(Entries with page source code)
◆ ◆ ◆ ◆ ◆ ◆ ◆

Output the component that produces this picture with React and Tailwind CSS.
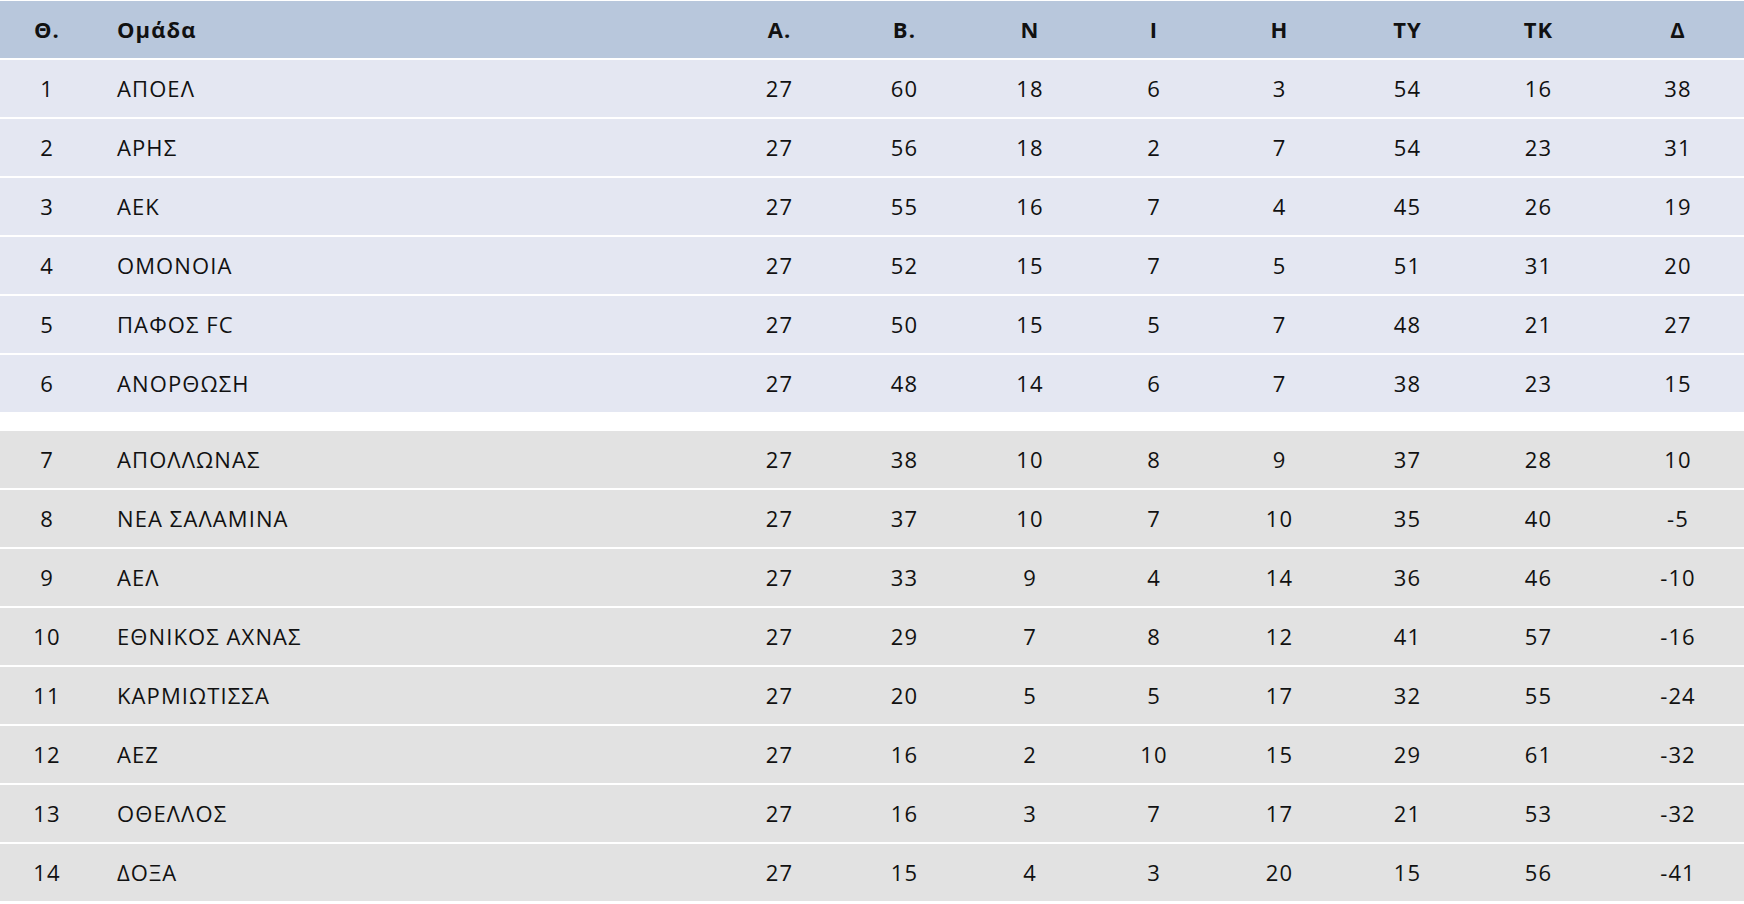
import React from 'react';

const cols = 'grid grid-cols-[94px_622px_127px_123px_128px_120px_131px_125px_137px_137px] items-center';

const top = [
  [1, 'ΑΠΟΕΛ', 27, 60, 18, 6, 3, 54, 16, 38],
  [2, 'ΑΡΗΣ', 27, 56, 18, 2, 7, 54, 23, 31],
  [3, 'ΑΕΚ', 27, 55, 16, 7, 4, 45, 26, 19],
  [4, 'ΟΜΟΝΟΙΑ', 27, 52, 15, 7, 5, 51, 31, 20],
  [5, 'ΠΑΦΟΣ FC', 27, 50, 15, 5, 7, 48, 21, 27],
  [6, 'ΑΝΟΡΘΩΣΗ', 27, 48, 14, 6, 7, 38, 23, 15],
];

const bottom = [
  [7, 'ΑΠΟΛΛΩΝΑΣ', 27, 38, 10, 8, 9, 37, 28, 10],
  [8, 'ΝΕΑ ΣΑΛΑΜΙΝΑ', 27, 37, 10, 7, 10, 35, 40, -5],
  [9, 'ΑΕΛ', 27, 33, 9, 4, 14, 36, 46, -10],
  [10, 'ΕΘΝΙΚΟΣ ΑΧΝΑΣ', 27, 29, 7, 8, 12, 41, 57, -16],
  [11, 'ΚΑΡΜΙΩΤΙΣΣΑ', 27, 20, 5, 5, 17, 32, 55, -24],
  [12, 'ΑΕΖ', 27, 16, 2, 10, 15, 29, 61, -32],
  [13, 'ΟΘΕΛΛΟΣ', 27, 16, 3, 7, 17, 21, 53, -32],
  [14, 'ΔΟΞΑ', 27, 15, 4, 3, 20, 15, 56, -41],
];

const heads = ['Α.', 'Β.', 'Ν', 'Ι', 'Η', 'ΤΥ', 'ΤΚ', 'Δ'];

const Row = ({ r, bg }) => {
  const [pos, team, ...stats] = r;
  return (
    <div className={`${cols} h-[59px] border-b-2 border-white ${bg}`}>
      <div className="text-center">{pos}</div>
      <div className="pl-[23px]">{team}</div>
      {stats.map((v, i) => (
        <div key={i} className={i === 7 ? 'text-center pl-[5px]' : 'text-center'}>{v}</div>
      ))}
    </div>
  );
};

export default function App() {
  return (
    <div className="w-[1744px] bg-white pt-px text-[22px] tracking-[1.1px] text-[#111] font-['Open_Sans',sans-serif]">
      <div className={`${cols} h-[59px] border-b-2 border-white bg-[#b8c7dc] font-bold`}>
        <div className="text-center">Θ.</div>
        <div className="pl-[23px]">Ομάδα</div>
        {heads.map((h, i) => (
          <div key={h} className={i === 7 ? 'text-center pl-[5px]' : 'text-center'}>{h}</div>
        ))}
      </div>
      {top.map((r) => (
        <Row key={r[0]} r={r} bg="bg-[#e4e7f2]" />
      ))}
      <div className="h-[17px]" />
      {bottom.map((r) => (
        <Row key={r[0]} r={r} bg="bg-[#e2e2e2]" />
      ))}
    </div>
  );
}
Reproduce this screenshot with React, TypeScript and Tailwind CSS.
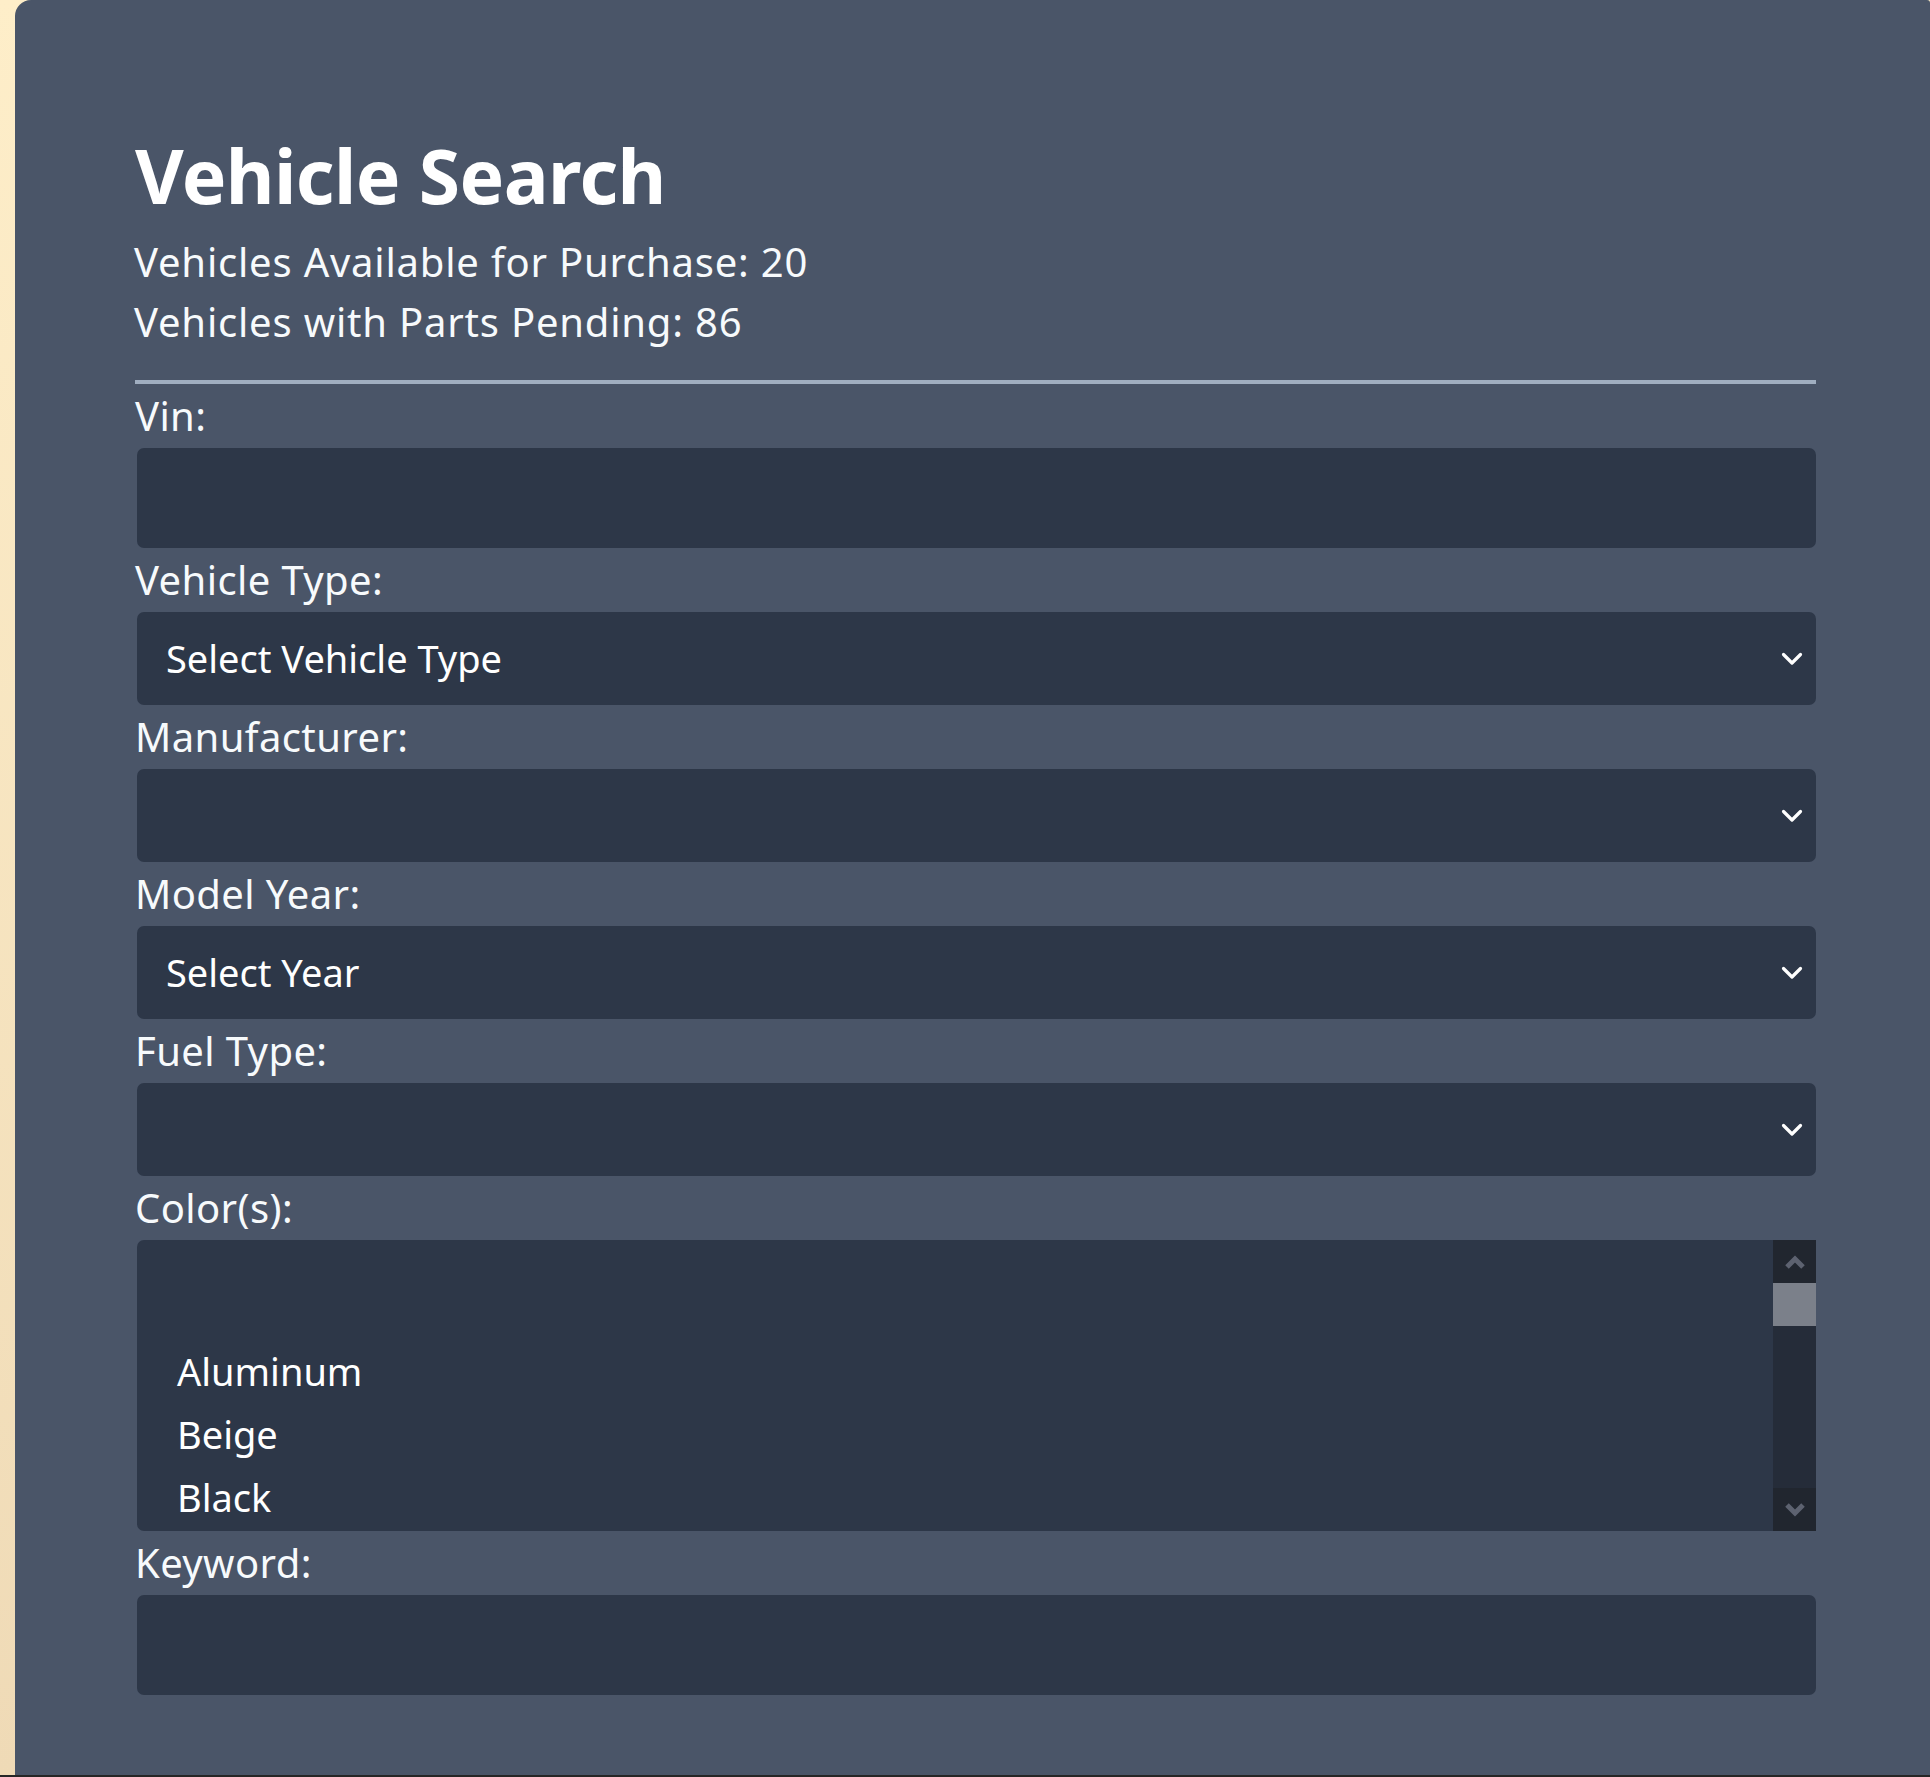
import React from "react";

const font = { fontFamily: '"Noto Sans", "Open Sans", sans-serif' };

function Chevron() {
  return (
    <svg width="22" height="14" viewBox="0 0 22 14" fill="none" className="absolute right-[13px] top-1/2 -translate-y-1/2">
      <path d="M2.5 2.5 L11 11 L19.5 2.5" stroke="#ffffff" strokeWidth="3.2" strokeLinecap="round" strokeLinejoin="round" />
    </svg>
  );
}

function Field({ label, children }: { label: string; children: React.ReactNode }) {
  return (
    <div>
      <label className="-ml-[2px] block text-[40px] leading-[64px] tracking-[0.4px] text-[#f7fafc]">{label}</label>
      {children}
    </div>
  );
}

function TextBox() {
  return <div className="h-[100px] rounded-[7px] bg-[#2d3748]" />;
}

function SelectBox({ value }: { value?: string }) {
  return (
    <div className="relative flex h-[93px] items-center rounded-[7px] bg-[#2d3748] pl-[29px] text-[38px] text-white">
      {value}
      <Chevron />
    </div>
  );
}

function ColorList() {
  const colors = ["", "Aluminum", "Beige", "Black"];
  return (
    <div className="flex h-[291px] overflow-hidden rounded-l-[7px] bg-[#2d3748]">
      <div className="flex-1 pl-[40px] pt-[37px] text-[38px] leading-[63px] text-white">
        {colors.map((c, i) => (
          <div key={i} className="h-[63px]">{c}</div>
        ))}
      </div>
      {/* scrollbar */}
      <div className="flex w-[43px] flex-col bg-[#252c39]">
        <div className="flex h-[43px] items-center justify-center bg-[#21262f]">
          <svg width="22" height="16" viewBox="0 0 22 16" fill="none">
            <path d="M3 13 L11 5 L19 13" stroke="#5d6270" strokeWidth="5" strokeLinejoin="miter" />
          </svg>
        </div>
        <div className="h-[43px] bg-[#7b808a]" />
        <div className="flex-1" />
        <div className="flex h-[43px] items-center justify-center bg-[#21262f]">
          <svg width="22" height="16" viewBox="0 0 22 16" fill="none">
            <path d="M3 3 L11 11 L19 3" stroke="#5d6270" strokeWidth="5" strokeLinejoin="miter" />
          </svg>
        </div>
      </div>
    </div>
  );
}

export default function App() {
  return (
    <div className="h-[1777px] w-[1930px] overflow-hidden bg-[#262626]" style={font}>
      <div className="flex h-[1775px] bg-gradient-to-b from-[#feeec9] to-[#efdab6]">
        <div className="ml-[15px] flex-1 rounded-tl-[16px] rounded-tr-[3px] bg-[#4a5568] pb-[80px] pl-[121px] pr-[114px] pt-[130px]">
          <h1 className="-ml-[1px] text-[75px] font-bold leading-[90px] tracking-[-0.6px] text-white">Vehicle Search</h1>
          <div className="-ml-[2px] mt-[12px] text-[40px] leading-[60px] tracking-[0.8px] text-[#f7fafc]">
            <p>Vehicles Available for Purchase: 20</p>
            <p>Vehicles with Parts Pending: 86</p>
          </div>
          <div className="-ml-[1px] mt-[28px] h-[4px] bg-[#a0aec0]" />
          <div className="pl-[1px]">
            <Field label="Vin:">
              <TextBox />
            </Field>
            <Field label="Vehicle Type:">
              <SelectBox value="Select Vehicle Type" />
            </Field>
            <Field label="Manufacturer:">
              <SelectBox />
            </Field>
            <Field label="Model Year:">
              <SelectBox value="Select Year" />
            </Field>
            <Field label="Fuel Type:">
              <SelectBox />
            </Field>
            <Field label="Color(s):">
              <ColorList />
            </Field>
            <Field label="Keyword:">
              <TextBox />
            </Field>
          </div>
        </div>
      </div>
    </div>
  );
}
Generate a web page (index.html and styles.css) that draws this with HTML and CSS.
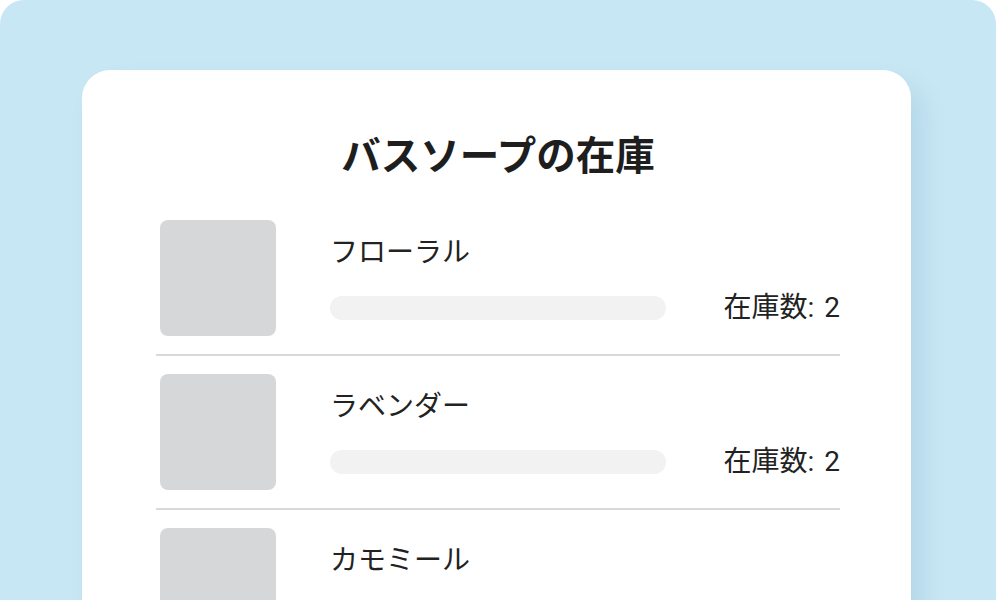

◆ ◆ ◆ ◆ ◆ ◆ ◆

» **Exercise**: Leave the pictures out and reproduce all of the records exactly.

» **Answer**:
Output the component that produces this picture with React and Tailwind CSS.
import React from 'react';

const cols = 'grid grid-cols-[94px_622px_127px_123px_128px_120px_131px_125px_137px_137px] items-center';

const top = [
  [1, 'ΑΠΟΕΛ', 27, 60, 18, 6, 3, 54, 16, 38],
  [2, 'ΑΡΗΣ', 27, 56, 18, 2, 7, 54, 23, 31],
  [3, 'ΑΕΚ', 27, 55, 16, 7, 4, 45, 26, 19],
  [4, 'ΟΜΟΝΟΙΑ', 27, 52, 15, 7, 5, 51, 31, 20],
  [5, 'ΠΑΦΟΣ FC', 27, 50, 15, 5, 7, 48, 21, 27],
  [6, 'ΑΝΟΡΘΩΣΗ', 27, 48, 14, 6, 7, 38, 23, 15],
];

const bottom = [
  [7, 'ΑΠΟΛΛΩΝΑΣ', 27, 38, 10, 8, 9, 37, 28, 10],
  [8, 'ΝΕΑ ΣΑΛΑΜΙΝΑ', 27, 37, 10, 7, 10, 35, 40, -5],
  [9, 'ΑΕΛ', 27, 33, 9, 4, 14, 36, 46, -10],
  [10, 'ΕΘΝΙΚΟΣ ΑΧΝΑΣ', 27, 29, 7, 8, 12, 41, 57, -16],
  [11, 'ΚΑΡΜΙΩΤΙΣΣΑ', 27, 20, 5, 5, 17, 32, 55, -24],
  [12, 'ΑΕΖ', 27, 16, 2, 10, 15, 29, 61, -32],
  [13, 'ΟΘΕΛΛΟΣ', 27, 16, 3, 7, 17, 21, 53, -32],
  [14, 'ΔΟΞΑ', 27, 15, 4, 3, 20, 15, 56, -41],
];

const heads = ['Α.', 'Β.', 'Ν', 'Ι', 'Η', 'ΤΥ', 'ΤΚ', 'Δ'];

const Row = ({ r, bg }) => {
  const [pos, team, ...stats] = r;
  return (
    <div className={`${cols} h-[59px] border-b-2 border-white ${bg}`}>
      <div className="text-center">{pos}</div>
      <div className="pl-[23px]">{team}</div>
      {stats.map((v, i) => (
        <div key={i} className={i === 7 ? 'text-center pl-[5px]' : 'text-center'}>{v}</div>
      ))}
    </div>
  );
};

export default function App() {
  return (
    <div className="w-[1744px] bg-white pt-px text-[22px] tracking-[1.1px] text-[#111] font-['Open_Sans',sans-serif]">
      <div className={`${cols} h-[59px] border-b-2 border-white bg-[#b8c7dc] font-bold`}>
        <div className="text-center">Θ.</div>
        <div className="pl-[23px]">Ομάδα</div>
        {heads.map((h, i) => (
          <div key={h} className={i === 7 ? 'text-center pl-[5px]' : 'text-center'}>{h}</div>
        ))}
      </div>
      {top.map((r) => (
        <Row key={r[0]} r={r} bg="bg-[#e4e7f2]" />
      ))}
      <div className="h-[17px]" />
      {bottom.map((r) => (
        <Row key={r[0]} r={r} bg="bg-[#e2e2e2]" />
      ))}
    </div>
  );
}
Reproduce this screenshot with React, TypeScript and Tailwind CSS.
import React from "react";

const font = { fontFamily: '"Noto Sans", "Open Sans", sans-serif' };

function Chevron() {
  return (
    <svg width="22" height="14" viewBox="0 0 22 14" fill="none" className="absolute right-[13px] top-1/2 -translate-y-1/2">
      <path d="M2.5 2.5 L11 11 L19.5 2.5" stroke="#ffffff" strokeWidth="3.2" strokeLinecap="round" strokeLinejoin="round" />
    </svg>
  );
}

function Field({ label, children }: { label: string; children: React.ReactNode }) {
  return (
    <div>
      <label className="-ml-[2px] block text-[40px] leading-[64px] tracking-[0.4px] text-[#f7fafc]">{label}</label>
      {children}
    </div>
  );
}

function TextBox() {
  return <div className="h-[100px] rounded-[7px] bg-[#2d3748]" />;
}

function SelectBox({ value }: { value?: string }) {
  return (
    <div className="relative flex h-[93px] items-center rounded-[7px] bg-[#2d3748] pl-[29px] text-[38px] text-white">
      {value}
      <Chevron />
    </div>
  );
}

function ColorList() {
  const colors = ["", "Aluminum", "Beige", "Black"];
  return (
    <div className="flex h-[291px] overflow-hidden rounded-l-[7px] bg-[#2d3748]">
      <div className="flex-1 pl-[40px] pt-[37px] text-[38px] leading-[63px] text-white">
        {colors.map((c, i) => (
          <div key={i} className="h-[63px]">{c}</div>
        ))}
      </div>
      {/* scrollbar */}
      <div className="flex w-[43px] flex-col bg-[#252c39]">
        <div className="flex h-[43px] items-center justify-center bg-[#21262f]">
          <svg width="22" height="16" viewBox="0 0 22 16" fill="none">
            <path d="M3 13 L11 5 L19 13" stroke="#5d6270" strokeWidth="5" strokeLinejoin="miter" />
          </svg>
        </div>
        <div className="h-[43px] bg-[#7b808a]" />
        <div className="flex-1" />
        <div className="flex h-[43px] items-center justify-center bg-[#21262f]">
          <svg width="22" height="16" viewBox="0 0 22 16" fill="none">
            <path d="M3 3 L11 11 L19 3" stroke="#5d6270" strokeWidth="5" strokeLinejoin="miter" />
          </svg>
        </div>
      </div>
    </div>
  );
}

export default function App() {
  return (
    <div className="h-[1777px] w-[1930px] overflow-hidden bg-[#262626]" style={font}>
      <div className="flex h-[1775px] bg-gradient-to-b from-[#feeec9] to-[#efdab6]">
        <div className="ml-[15px] flex-1 rounded-tl-[16px] rounded-tr-[3px] bg-[#4a5568] pb-[80px] pl-[121px] pr-[114px] pt-[130px]">
          <h1 className="-ml-[1px] text-[75px] font-bold leading-[90px] tracking-[-0.6px] text-white">Vehicle Search</h1>
          <div className="-ml-[2px] mt-[12px] text-[40px] leading-[60px] tracking-[0.8px] text-[#f7fafc]">
            <p>Vehicles Available for Purchase: 20</p>
            <p>Vehicles with Parts Pending: 86</p>
          </div>
          <div className="-ml-[1px] mt-[28px] h-[4px] bg-[#a0aec0]" />
          <div className="pl-[1px]">
            <Field label="Vin:">
              <TextBox />
            </Field>
            <Field label="Vehicle Type:">
              <SelectBox value="Select Vehicle Type" />
            </Field>
            <Field label="Manufacturer:">
              <SelectBox />
            </Field>
            <Field label="Model Year:">
              <SelectBox value="Select Year" />
            </Field>
            <Field label="Fuel Type:">
              <SelectBox />
            </Field>
            <Field label="Color(s):">
              <ColorList />
            </Field>
            <Field label="Keyword:">
              <TextBox />
            </Field>
          </div>
        </div>
      </div>
    </div>
  );
}
Generate a web page (index.html and styles.css) that draws this with HTML and CSS.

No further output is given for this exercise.